Task description: Return the material exactly, first line through the line containing "h-[80px] rounded-[8px] border-2", and nothing more. Pictures stay out.

::: Records shown

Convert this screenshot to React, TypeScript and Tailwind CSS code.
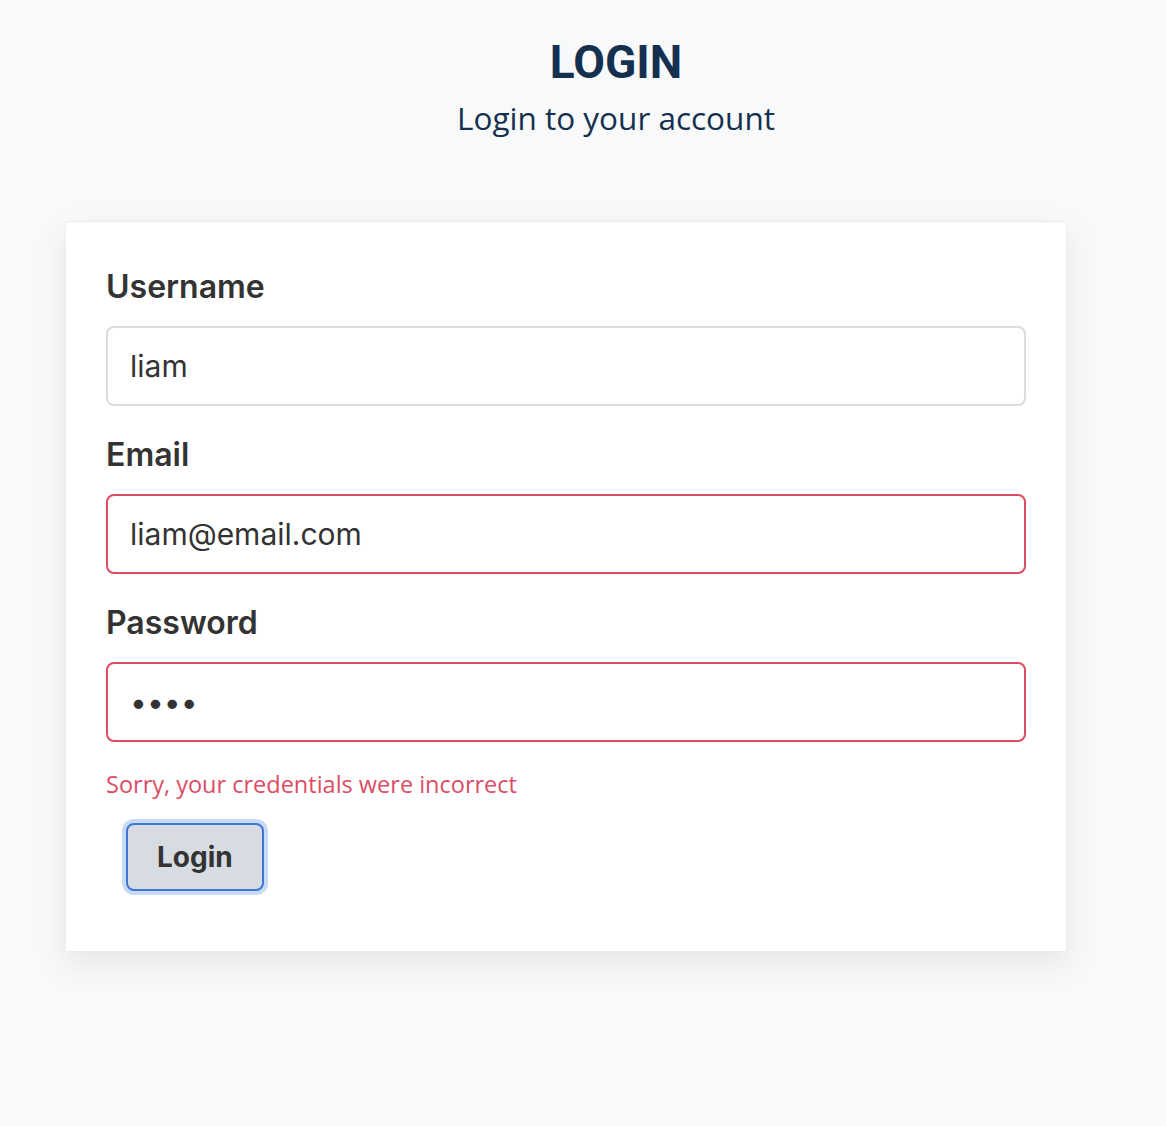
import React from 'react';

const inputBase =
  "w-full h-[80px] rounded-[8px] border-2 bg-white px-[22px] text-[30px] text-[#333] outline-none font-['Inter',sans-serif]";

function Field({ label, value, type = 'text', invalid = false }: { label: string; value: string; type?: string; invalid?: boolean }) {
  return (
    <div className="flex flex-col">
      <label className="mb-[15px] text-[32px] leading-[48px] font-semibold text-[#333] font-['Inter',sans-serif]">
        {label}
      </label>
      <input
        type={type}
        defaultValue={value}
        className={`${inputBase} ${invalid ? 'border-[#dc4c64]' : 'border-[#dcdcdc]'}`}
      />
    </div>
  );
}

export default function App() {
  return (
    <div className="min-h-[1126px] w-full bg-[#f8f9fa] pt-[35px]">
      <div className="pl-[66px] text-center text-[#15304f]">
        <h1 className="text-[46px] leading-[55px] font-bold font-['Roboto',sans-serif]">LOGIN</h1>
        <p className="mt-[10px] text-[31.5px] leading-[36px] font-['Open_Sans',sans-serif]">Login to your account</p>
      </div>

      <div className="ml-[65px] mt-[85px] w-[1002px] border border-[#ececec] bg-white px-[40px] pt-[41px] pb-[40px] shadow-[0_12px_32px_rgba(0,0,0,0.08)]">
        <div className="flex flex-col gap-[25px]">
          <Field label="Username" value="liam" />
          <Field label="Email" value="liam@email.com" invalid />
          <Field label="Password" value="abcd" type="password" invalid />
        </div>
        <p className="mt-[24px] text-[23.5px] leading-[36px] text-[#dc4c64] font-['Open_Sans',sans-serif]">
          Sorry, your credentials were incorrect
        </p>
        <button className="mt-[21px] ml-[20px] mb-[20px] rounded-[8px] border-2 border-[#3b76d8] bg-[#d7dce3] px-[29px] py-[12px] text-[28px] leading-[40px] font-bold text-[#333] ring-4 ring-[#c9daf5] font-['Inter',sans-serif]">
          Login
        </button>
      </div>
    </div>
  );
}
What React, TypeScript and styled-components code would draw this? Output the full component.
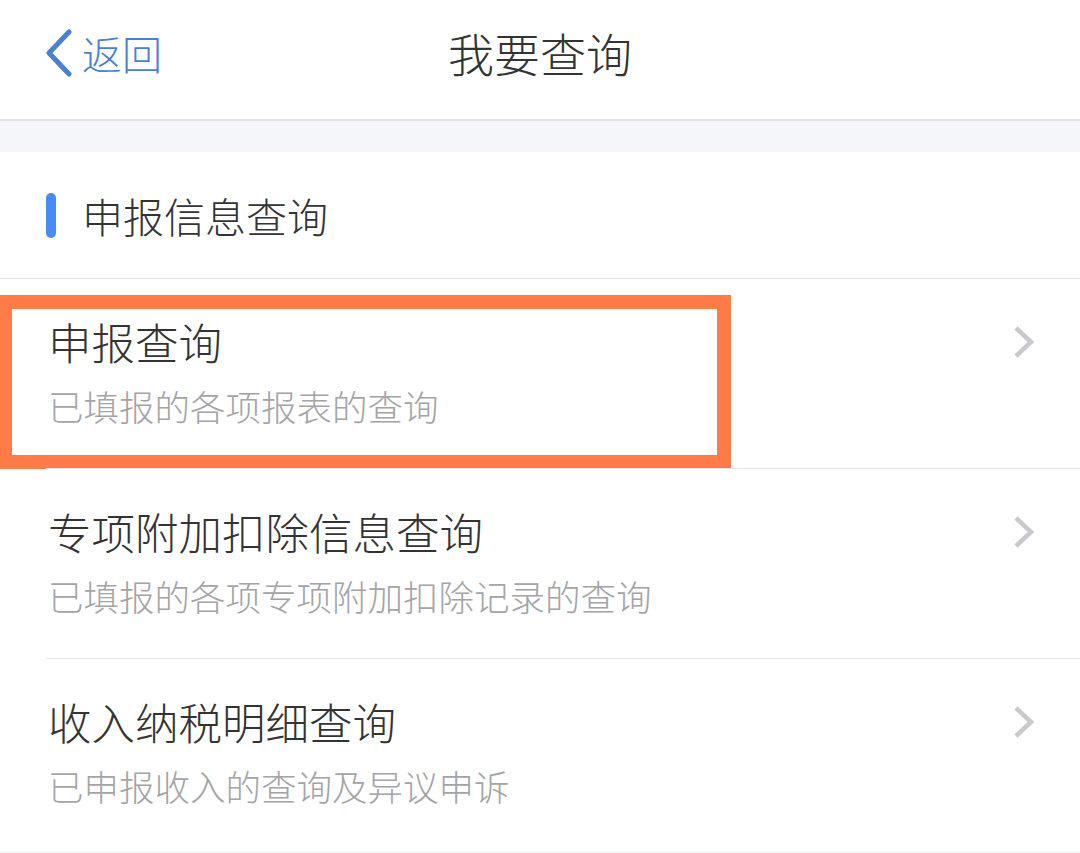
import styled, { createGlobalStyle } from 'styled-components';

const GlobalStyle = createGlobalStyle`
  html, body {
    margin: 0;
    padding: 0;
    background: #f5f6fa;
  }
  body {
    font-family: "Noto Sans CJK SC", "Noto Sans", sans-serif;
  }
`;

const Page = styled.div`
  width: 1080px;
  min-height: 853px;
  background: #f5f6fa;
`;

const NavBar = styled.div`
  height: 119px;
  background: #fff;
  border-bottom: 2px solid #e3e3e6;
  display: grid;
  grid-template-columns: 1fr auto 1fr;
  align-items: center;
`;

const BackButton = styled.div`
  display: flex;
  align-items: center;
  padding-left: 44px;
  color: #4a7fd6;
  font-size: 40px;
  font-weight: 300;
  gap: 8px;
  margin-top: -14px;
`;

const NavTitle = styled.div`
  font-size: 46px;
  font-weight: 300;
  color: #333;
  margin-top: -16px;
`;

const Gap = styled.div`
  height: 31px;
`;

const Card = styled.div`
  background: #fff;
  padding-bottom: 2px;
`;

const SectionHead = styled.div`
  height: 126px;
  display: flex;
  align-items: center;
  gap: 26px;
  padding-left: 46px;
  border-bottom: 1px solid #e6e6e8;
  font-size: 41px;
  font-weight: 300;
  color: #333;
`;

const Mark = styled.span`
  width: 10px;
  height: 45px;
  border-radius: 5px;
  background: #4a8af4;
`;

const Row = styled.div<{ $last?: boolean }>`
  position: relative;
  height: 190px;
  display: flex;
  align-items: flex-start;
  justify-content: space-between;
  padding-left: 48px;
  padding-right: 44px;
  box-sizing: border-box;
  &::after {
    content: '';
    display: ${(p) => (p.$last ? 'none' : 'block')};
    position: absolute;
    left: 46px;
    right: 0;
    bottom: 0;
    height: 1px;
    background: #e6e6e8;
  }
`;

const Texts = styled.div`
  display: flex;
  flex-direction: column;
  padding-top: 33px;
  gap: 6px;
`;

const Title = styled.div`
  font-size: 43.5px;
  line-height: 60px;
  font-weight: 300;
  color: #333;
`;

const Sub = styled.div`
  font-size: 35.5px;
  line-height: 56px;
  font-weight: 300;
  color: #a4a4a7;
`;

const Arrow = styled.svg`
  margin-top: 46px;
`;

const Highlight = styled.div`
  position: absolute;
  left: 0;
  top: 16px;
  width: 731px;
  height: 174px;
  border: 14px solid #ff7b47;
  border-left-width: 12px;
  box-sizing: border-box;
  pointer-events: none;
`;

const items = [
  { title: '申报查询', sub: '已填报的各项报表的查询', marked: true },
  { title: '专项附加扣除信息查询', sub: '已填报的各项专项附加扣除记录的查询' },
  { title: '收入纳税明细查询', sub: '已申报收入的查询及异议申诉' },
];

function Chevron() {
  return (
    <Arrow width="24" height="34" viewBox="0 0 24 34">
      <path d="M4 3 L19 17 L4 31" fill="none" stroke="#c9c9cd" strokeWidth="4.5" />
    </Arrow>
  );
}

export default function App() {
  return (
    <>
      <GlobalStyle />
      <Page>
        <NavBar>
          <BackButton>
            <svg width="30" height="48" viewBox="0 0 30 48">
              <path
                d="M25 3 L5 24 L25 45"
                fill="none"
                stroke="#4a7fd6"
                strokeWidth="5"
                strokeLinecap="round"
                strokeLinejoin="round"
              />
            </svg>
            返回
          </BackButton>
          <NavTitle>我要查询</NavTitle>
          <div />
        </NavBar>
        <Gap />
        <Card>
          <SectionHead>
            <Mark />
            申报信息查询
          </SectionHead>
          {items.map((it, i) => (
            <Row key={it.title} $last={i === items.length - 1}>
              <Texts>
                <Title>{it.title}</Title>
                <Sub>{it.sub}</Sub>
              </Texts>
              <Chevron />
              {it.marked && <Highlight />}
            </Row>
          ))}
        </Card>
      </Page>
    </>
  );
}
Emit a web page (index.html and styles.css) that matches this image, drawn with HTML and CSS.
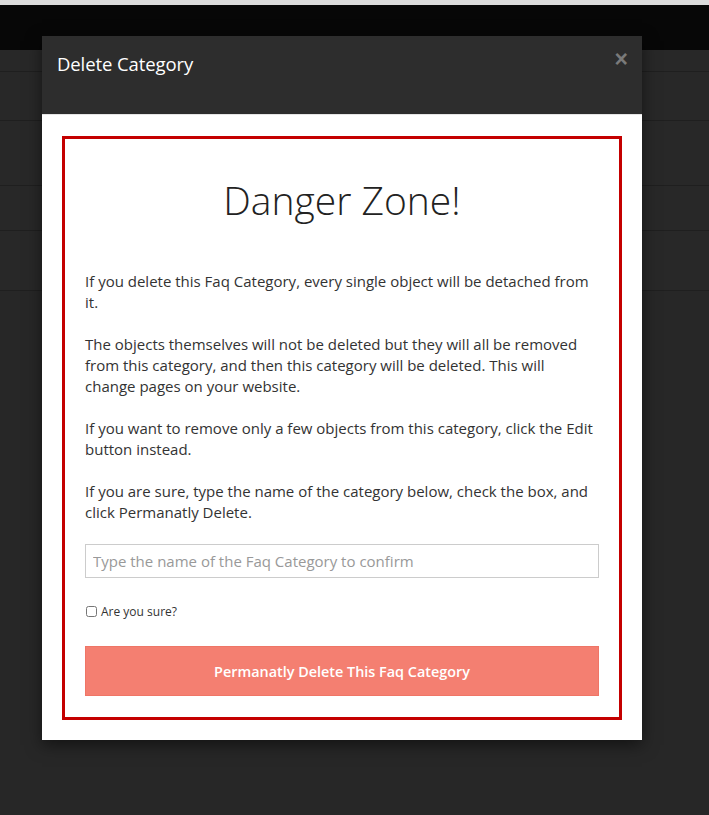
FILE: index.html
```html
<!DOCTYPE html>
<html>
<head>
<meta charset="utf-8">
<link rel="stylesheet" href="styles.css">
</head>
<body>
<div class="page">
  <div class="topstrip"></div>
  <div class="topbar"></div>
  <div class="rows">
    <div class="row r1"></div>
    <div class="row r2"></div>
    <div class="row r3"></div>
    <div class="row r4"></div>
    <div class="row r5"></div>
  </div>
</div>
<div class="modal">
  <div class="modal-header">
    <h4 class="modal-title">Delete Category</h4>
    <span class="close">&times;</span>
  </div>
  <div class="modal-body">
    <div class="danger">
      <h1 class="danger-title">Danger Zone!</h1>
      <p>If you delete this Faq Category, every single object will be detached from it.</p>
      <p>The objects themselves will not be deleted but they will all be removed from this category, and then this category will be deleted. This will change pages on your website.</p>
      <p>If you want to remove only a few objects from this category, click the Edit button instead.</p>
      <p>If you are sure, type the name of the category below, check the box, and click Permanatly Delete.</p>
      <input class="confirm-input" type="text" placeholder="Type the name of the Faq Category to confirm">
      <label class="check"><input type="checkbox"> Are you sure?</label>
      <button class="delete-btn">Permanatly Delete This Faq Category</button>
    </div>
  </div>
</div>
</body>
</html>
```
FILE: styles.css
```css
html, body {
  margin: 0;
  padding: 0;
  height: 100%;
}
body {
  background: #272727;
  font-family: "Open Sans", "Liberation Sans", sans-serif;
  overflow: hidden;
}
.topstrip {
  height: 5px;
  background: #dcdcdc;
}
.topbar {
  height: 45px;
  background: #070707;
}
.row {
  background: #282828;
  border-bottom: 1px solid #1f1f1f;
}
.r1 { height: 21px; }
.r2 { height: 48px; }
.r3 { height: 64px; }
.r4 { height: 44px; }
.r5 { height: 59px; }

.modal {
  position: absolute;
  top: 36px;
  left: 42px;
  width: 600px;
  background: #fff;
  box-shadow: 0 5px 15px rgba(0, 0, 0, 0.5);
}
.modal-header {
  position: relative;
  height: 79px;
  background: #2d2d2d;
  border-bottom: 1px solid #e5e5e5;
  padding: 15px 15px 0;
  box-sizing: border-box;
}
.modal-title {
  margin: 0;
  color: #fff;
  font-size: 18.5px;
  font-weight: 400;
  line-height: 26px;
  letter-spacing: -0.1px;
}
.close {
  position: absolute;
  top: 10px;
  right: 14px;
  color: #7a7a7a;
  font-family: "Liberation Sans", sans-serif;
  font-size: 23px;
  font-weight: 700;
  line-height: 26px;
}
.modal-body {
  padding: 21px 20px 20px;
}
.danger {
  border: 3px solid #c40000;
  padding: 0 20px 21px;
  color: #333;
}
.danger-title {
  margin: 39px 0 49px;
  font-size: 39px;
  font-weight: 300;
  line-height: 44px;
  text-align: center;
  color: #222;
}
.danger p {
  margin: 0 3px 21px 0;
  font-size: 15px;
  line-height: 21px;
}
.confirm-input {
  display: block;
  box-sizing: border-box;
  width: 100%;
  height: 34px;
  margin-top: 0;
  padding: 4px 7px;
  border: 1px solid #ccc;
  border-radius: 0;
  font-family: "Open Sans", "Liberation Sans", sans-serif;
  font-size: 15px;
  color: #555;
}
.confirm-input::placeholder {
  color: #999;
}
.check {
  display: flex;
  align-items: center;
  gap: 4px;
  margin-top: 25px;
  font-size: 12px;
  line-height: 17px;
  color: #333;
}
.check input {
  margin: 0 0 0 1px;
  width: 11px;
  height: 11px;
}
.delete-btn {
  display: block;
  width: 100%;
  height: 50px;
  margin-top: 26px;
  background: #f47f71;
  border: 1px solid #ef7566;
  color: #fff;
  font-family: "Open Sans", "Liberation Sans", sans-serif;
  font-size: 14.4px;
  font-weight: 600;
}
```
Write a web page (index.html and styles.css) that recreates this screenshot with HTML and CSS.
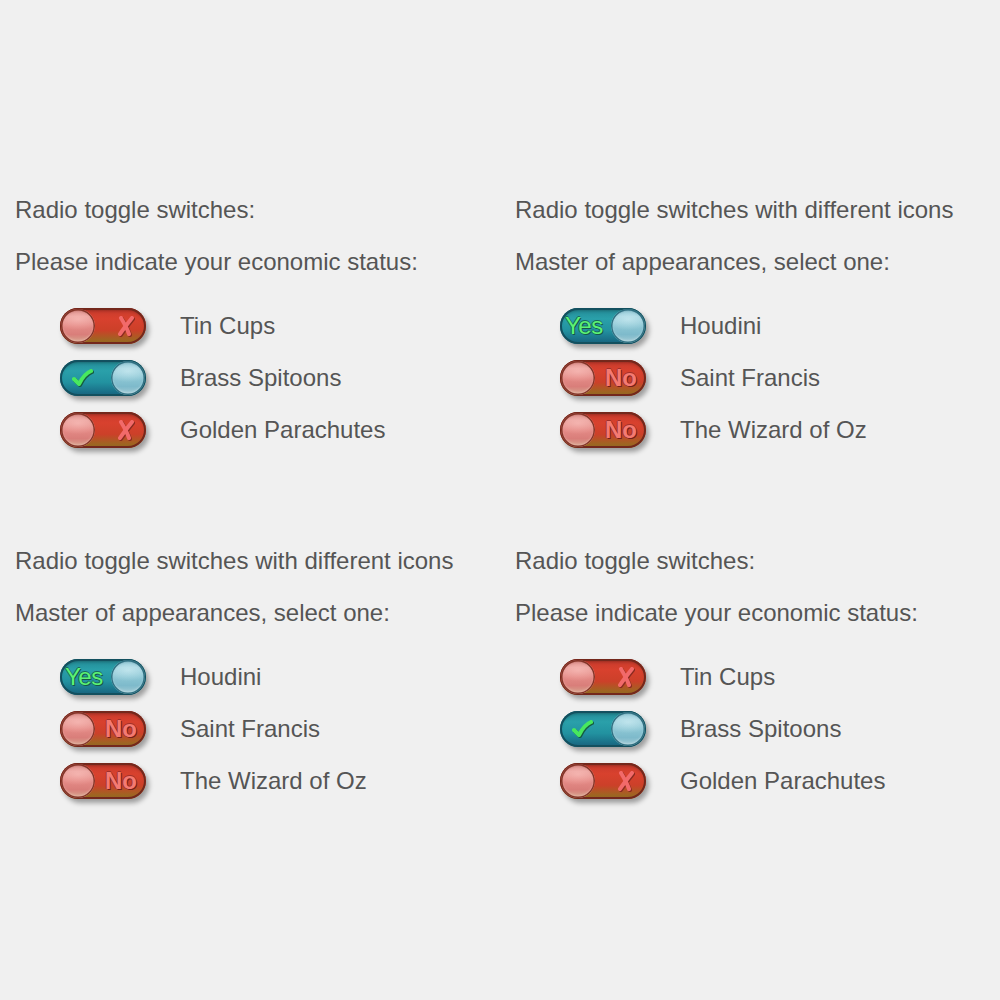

::::::

The result:
Convert this screenshot to React, TypeScript and Tailwind CSS code.
import React from 'react';

const inputBase =
  "w-full h-[80px] rounded-[8px] border-2 bg-white px-[22px] text-[30px] text-[#333] outline-none font-['Inter',sans-serif]";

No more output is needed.